• [DESCRIPTION OF THE TASK]
Copy the data below exactly.

'''

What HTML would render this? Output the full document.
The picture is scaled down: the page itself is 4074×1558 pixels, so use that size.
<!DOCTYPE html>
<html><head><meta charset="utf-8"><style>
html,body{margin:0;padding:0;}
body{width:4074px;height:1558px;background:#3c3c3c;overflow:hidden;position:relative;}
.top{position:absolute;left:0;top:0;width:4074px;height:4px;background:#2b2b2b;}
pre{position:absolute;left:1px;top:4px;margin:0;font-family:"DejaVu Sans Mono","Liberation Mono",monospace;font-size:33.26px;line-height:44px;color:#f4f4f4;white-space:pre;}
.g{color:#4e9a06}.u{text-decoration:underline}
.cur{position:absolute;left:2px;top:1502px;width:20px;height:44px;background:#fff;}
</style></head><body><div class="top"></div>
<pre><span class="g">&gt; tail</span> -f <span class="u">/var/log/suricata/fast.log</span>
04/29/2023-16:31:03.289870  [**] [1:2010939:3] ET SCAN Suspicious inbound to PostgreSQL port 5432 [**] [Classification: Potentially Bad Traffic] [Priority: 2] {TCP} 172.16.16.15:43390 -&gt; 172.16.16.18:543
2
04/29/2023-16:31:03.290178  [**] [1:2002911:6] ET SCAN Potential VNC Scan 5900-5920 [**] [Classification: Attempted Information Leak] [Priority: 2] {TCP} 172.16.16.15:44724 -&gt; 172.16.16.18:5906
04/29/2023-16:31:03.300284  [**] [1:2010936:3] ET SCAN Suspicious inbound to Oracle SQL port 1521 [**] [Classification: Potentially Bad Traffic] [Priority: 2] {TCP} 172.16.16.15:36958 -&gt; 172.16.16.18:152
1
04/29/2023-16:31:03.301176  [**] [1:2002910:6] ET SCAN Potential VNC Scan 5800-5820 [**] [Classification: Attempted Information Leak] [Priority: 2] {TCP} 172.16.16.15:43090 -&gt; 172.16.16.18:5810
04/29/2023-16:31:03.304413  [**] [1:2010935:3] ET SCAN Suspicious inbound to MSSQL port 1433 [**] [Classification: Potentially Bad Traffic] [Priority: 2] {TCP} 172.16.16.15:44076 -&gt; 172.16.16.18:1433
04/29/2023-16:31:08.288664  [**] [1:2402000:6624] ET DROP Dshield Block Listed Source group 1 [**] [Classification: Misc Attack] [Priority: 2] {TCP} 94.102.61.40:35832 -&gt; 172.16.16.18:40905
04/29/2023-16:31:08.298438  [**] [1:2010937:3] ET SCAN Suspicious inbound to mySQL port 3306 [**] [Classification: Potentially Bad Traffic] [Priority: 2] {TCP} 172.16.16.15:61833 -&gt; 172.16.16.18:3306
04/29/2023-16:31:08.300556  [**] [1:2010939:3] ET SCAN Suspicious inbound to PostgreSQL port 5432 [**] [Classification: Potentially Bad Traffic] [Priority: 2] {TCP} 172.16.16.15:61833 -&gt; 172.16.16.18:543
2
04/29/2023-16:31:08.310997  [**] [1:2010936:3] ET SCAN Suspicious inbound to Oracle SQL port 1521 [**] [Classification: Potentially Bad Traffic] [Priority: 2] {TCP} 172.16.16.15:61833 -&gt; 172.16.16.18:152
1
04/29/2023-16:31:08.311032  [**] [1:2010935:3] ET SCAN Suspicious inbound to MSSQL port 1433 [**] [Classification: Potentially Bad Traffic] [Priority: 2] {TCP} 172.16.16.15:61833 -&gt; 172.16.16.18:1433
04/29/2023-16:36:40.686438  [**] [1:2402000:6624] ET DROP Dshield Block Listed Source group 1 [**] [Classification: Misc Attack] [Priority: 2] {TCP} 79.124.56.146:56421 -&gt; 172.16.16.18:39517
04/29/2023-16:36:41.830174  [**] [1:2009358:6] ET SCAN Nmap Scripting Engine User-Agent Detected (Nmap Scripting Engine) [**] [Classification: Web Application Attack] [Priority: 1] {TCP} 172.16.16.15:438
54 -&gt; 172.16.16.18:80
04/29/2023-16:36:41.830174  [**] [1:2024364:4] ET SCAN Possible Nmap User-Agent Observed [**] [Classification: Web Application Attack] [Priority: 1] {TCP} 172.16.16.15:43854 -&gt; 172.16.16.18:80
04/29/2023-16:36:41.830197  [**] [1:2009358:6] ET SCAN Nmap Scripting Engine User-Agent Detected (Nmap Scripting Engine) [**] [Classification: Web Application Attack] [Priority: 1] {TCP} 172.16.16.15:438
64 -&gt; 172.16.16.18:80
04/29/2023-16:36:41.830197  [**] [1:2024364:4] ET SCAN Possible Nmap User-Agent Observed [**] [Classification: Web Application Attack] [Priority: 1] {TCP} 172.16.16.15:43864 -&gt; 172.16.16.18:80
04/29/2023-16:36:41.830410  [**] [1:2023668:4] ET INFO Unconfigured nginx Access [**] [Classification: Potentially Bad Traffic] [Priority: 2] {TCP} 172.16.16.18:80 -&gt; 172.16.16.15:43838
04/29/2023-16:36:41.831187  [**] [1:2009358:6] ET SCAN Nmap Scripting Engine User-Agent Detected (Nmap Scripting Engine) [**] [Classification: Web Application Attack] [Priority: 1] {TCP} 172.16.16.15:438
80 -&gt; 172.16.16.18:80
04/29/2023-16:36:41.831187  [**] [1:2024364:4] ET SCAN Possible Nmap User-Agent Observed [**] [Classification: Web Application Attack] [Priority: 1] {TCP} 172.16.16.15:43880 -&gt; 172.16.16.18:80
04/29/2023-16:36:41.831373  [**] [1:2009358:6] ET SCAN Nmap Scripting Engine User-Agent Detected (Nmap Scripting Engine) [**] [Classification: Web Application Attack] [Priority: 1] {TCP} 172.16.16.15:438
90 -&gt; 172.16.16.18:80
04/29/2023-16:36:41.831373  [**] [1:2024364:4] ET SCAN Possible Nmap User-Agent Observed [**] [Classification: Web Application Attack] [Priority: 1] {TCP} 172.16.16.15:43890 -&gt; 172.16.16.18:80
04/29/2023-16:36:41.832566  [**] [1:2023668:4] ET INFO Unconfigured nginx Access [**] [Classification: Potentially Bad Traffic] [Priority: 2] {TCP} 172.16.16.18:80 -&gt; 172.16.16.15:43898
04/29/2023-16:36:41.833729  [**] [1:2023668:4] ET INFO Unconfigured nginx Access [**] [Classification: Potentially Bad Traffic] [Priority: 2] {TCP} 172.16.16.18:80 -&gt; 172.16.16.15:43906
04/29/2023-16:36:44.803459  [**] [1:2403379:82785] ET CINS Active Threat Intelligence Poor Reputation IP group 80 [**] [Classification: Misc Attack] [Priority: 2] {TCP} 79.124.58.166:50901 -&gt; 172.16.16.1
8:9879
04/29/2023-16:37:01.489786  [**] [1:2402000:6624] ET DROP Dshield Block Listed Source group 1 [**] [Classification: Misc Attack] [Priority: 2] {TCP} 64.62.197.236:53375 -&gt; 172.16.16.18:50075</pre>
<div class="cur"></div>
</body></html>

'''

• [THE RESPONSE]
What HTML would render this? Output the full document.
The picture is scaled down: the page itself is 4074×1558 pixels, so use that size.
<!DOCTYPE html>
<html><head><meta charset="utf-8"><style>
html,body{margin:0;padding:0;}
body{width:4074px;height:1558px;background:#3c3c3c;overflow:hidden;position:relative;}
.top{position:absolute;left:0;top:0;width:4074px;height:4px;background:#2b2b2b;}
pre{position:absolute;left:1px;top:4px;margin:0;font-family:"DejaVu Sans Mono","Liberation Mono",monospace;font-size:33.26px;line-height:44px;color:#f4f4f4;white-space:pre;}
.g{color:#4e9a06}.u{text-decoration:underline}
.cur{position:absolute;left:2px;top:1502px;width:20px;height:44px;background:#fff;}
</style></head><body><div class="top"></div>
<pre><span class="g">&gt; tail</span> -f <span class="u">/var/log/suricata/fast.log</span>
04/29/2023-16:31:03.289870  [**] [1:2010939:3] ET SCAN Suspicious inbound to PostgreSQL port 5432 [**] [Classification: Potentially Bad Traffic] [Priority: 2] {TCP} 172.16.16.15:43390 -&gt; 172.16.16.18:543
2
04/29/2023-16:31:03.290178  [**] [1:2002911:6] ET SCAN Potential VNC Scan 5900-5920 [**] [Classification: Attempted Information Leak] [Priority: 2] {TCP} 172.16.16.15:44724 -&gt; 172.16.16.18:5906
04/29/2023-16:31:03.300284  [**] [1:2010936:3] ET SCAN Suspicious inbound to Oracle SQL port 1521 [**] [Classification: Potentially Bad Traffic] [Priority: 2] {TCP} 172.16.16.15:36958 -&gt; 172.16.16.18:152
1
04/29/2023-16:31:03.301176  [**] [1:2002910:6] ET SCAN Potential VNC Scan 5800-5820 [**] [Classification: Attempted Information Leak] [Priority: 2] {TCP} 172.16.16.15:43090 -&gt; 172.16.16.18:5810
04/29/2023-16:31:03.304413  [**] [1:2010935:3] ET SCAN Suspicious inbound to MSSQL port 1433 [**] [Classification: Potentially Bad Traffic] [Priority: 2] {TCP} 172.16.16.15:44076 -&gt; 172.16.16.18:1433
04/29/2023-16:31:08.288664  [**] [1:2402000:6624] ET DROP Dshield Block Listed Source group 1 [**] [Classification: Misc Attack] [Priority: 2] {TCP} 94.102.61.40:35832 -&gt; 172.16.16.18:40905
04/29/2023-16:31:08.298438  [**] [1:2010937:3] ET SCAN Suspicious inbound to mySQL port 3306 [**] [Classification: Potentially Bad Traffic] [Priority: 2] {TCP} 172.16.16.15:61833 -&gt; 172.16.16.18:3306
04/29/2023-16:31:08.300556  [**] [1:2010939:3] ET SCAN Suspicious inbound to PostgreSQL port 5432 [**] [Classification: Potentially Bad Traffic] [Priority: 2] {TCP} 172.16.16.15:61833 -&gt; 172.16.16.18:543
2
04/29/2023-16:31:08.310997  [**] [1:2010936:3] ET SCAN Suspicious inbound to Oracle SQL port 1521 [**] [Classification: Potentially Bad Traffic] [Priority: 2] {TCP} 172.16.16.15:61833 -&gt; 172.16.16.18:152
1
04/29/2023-16:31:08.311032  [**] [1:2010935:3] ET SCAN Suspicious inbound to MSSQL port 1433 [**] [Classification: Potentially Bad Traffic] [Priority: 2] {TCP} 172.16.16.15:61833 -&gt; 172.16.16.18:1433
04/29/2023-16:36:40.686438  [**] [1:2402000:6624] ET DROP Dshield Block Listed Source group 1 [**] [Classification: Misc Attack] [Priority: 2] {TCP} 79.124.56.146:56421 -&gt; 172.16.16.18:39517
04/29/2023-16:36:41.830174  [**] [1:2009358:6] ET SCAN Nmap Scripting Engine User-Agent Detected (Nmap Scripting Engine) [**] [Classification: Web Application Attack] [Priority: 1] {TCP} 172.16.16.15:438
54 -&gt; 172.16.16.18:80
04/29/2023-16:36:41.830174  [**] [1:2024364:4] ET SCAN Possible Nmap User-Agent Observed [**] [Classification: Web Application Attack] [Priority: 1] {TCP} 172.16.16.15:43854 -&gt; 172.16.16.18:80
04/29/2023-16:36:41.830197  [**] [1:2009358:6] ET SCAN Nmap Scripting Engine User-Agent Detected (Nmap Scripting Engine) [**] [Classification: Web Application Attack] [Priority: 1] {TCP} 172.16.16.15:438
64 -&gt; 172.16.16.18:80
04/29/2023-16:36:41.830197  [**] [1:2024364:4] ET SCAN Possible Nmap User-Agent Observed [**] [Classification: Web Application Attack] [Priority: 1] {TCP} 172.16.16.15:43864 -&gt; 172.16.16.18:80
04/29/2023-16:36:41.830410  [**] [1:2023668:4] ET INFO Unconfigured nginx Access [**] [Classification: Potentially Bad Traffic] [Priority: 2] {TCP} 172.16.16.18:80 -&gt; 172.16.16.15:43838
04/29/2023-16:36:41.831187  [**] [1:2009358:6] ET SCAN Nmap Scripting Engine User-Agent Detected (Nmap Scripting Engine) [**] [Classification: Web Application Attack] [Priority: 1] {TCP} 172.16.16.15:438
80 -&gt; 172.16.16.18:80
04/29/2023-16:36:41.831187  [**] [1:2024364:4] ET SCAN Possible Nmap User-Agent Observed [**] [Classification: Web Application Attack] [Priority: 1] {TCP} 172.16.16.15:43880 -&gt; 172.16.16.18:80
04/29/2023-16:36:41.831373  [**] [1:2009358:6] ET SCAN Nmap Scripting Engine User-Agent Detected (Nmap Scripting Engine) [**] [Classification: Web Application Attack] [Priority: 1] {TCP} 172.16.16.15:438
90 -&gt; 172.16.16.18:80
04/29/2023-16:36:41.831373  [**] [1:2024364:4] ET SCAN Possible Nmap User-Agent Observed [**] [Classification: Web Application Attack] [Priority: 1] {TCP} 172.16.16.15:43890 -&gt; 172.16.16.18:80
04/29/2023-16:36:41.832566  [**] [1:2023668:4] ET INFO Unconfigured nginx Access [**] [Classification: Potentially Bad Traffic] [Priority: 2] {TCP} 172.16.16.18:80 -&gt; 172.16.16.15:43898
04/29/2023-16:36:41.833729  [**] [1:2023668:4] ET INFO Unconfigured nginx Access [**] [Classification: Potentially Bad Traffic] [Priority: 2] {TCP} 172.16.16.18:80 -&gt; 172.16.16.15:43906
04/29/2023-16:36:44.803459  [**] [1:2403379:82785] ET CINS Active Threat Intelligence Poor Reputation IP group 80 [**] [Classification: Misc Attack] [Priority: 2] {TCP} 79.124.58.166:50901 -&gt; 172.16.16.1
8:9879
04/29/2023-16:37:01.489786  [**] [1:2402000:6624] ET DROP Dshield Block Listed Source group 1 [**] [Classification: Misc Attack] [Priority: 2] {TCP} 64.62.197.236:53375 -&gt; 172.16.16.18:50075</pre>
<div class="cur"></div>
</body></html>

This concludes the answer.